EXERCISE INSTRUCTIONS: Take each line containing the word "React" and copy it.

-- START OF GIVEN DATA --

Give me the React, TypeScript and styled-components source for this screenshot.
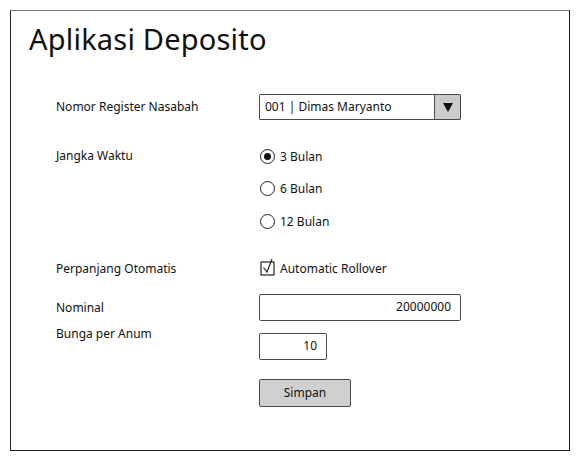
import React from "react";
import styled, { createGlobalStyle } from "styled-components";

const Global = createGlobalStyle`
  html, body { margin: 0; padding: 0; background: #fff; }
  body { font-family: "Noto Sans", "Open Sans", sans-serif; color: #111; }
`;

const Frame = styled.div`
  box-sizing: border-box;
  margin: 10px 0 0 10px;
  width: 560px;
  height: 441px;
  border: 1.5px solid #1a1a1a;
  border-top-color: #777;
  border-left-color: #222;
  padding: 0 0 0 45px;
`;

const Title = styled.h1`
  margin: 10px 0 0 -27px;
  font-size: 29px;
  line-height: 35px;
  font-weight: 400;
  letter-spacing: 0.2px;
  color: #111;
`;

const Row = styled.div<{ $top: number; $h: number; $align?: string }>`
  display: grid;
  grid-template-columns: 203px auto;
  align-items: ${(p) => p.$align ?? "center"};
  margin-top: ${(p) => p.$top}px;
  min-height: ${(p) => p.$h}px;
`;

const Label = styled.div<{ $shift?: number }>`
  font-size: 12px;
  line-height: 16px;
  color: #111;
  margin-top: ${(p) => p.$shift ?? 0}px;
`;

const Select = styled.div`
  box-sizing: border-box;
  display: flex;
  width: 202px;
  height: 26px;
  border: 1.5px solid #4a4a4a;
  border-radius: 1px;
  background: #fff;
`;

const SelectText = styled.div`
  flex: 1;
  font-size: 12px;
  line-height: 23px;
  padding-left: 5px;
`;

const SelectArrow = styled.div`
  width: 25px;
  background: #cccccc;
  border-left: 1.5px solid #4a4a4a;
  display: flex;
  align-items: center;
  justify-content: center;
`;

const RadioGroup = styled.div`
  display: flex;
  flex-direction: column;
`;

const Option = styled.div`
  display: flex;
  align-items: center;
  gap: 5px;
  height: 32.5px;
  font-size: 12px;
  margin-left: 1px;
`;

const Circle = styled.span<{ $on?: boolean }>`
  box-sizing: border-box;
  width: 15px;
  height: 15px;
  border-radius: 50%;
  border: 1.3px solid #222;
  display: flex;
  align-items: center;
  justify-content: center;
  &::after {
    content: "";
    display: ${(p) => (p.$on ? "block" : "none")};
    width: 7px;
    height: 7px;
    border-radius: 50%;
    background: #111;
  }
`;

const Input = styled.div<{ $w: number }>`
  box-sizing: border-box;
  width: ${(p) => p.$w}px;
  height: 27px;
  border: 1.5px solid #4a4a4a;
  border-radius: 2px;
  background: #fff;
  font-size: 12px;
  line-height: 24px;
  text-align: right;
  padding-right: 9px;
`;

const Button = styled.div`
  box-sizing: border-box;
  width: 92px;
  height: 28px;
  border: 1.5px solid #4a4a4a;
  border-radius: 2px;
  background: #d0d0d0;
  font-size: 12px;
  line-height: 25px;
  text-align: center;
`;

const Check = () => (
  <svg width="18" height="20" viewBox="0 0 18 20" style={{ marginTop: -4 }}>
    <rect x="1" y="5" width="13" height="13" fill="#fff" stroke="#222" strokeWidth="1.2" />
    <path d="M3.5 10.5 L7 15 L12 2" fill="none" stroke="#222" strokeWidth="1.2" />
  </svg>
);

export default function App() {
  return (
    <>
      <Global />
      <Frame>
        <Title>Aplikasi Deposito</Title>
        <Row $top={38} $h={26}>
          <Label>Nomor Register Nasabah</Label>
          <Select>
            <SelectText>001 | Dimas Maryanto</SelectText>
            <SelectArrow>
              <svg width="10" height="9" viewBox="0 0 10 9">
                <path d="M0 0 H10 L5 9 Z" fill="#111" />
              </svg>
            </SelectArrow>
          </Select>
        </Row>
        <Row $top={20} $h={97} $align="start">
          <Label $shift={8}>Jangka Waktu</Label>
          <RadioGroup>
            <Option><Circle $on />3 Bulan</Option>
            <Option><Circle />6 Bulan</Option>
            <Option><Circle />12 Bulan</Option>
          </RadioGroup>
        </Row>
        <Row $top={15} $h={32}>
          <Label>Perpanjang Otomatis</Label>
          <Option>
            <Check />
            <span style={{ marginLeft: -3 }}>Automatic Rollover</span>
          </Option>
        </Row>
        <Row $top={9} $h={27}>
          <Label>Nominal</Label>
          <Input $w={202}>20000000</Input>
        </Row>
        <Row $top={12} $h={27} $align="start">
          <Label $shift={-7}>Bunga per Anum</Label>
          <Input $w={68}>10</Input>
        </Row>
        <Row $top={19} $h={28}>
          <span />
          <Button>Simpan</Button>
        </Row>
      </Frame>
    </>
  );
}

-- END OF GIVEN DATA --

OUTPUT OF THE EXERCISE:
Give me the React, TypeScript and styled-components source for this screenshot.
import React from "react";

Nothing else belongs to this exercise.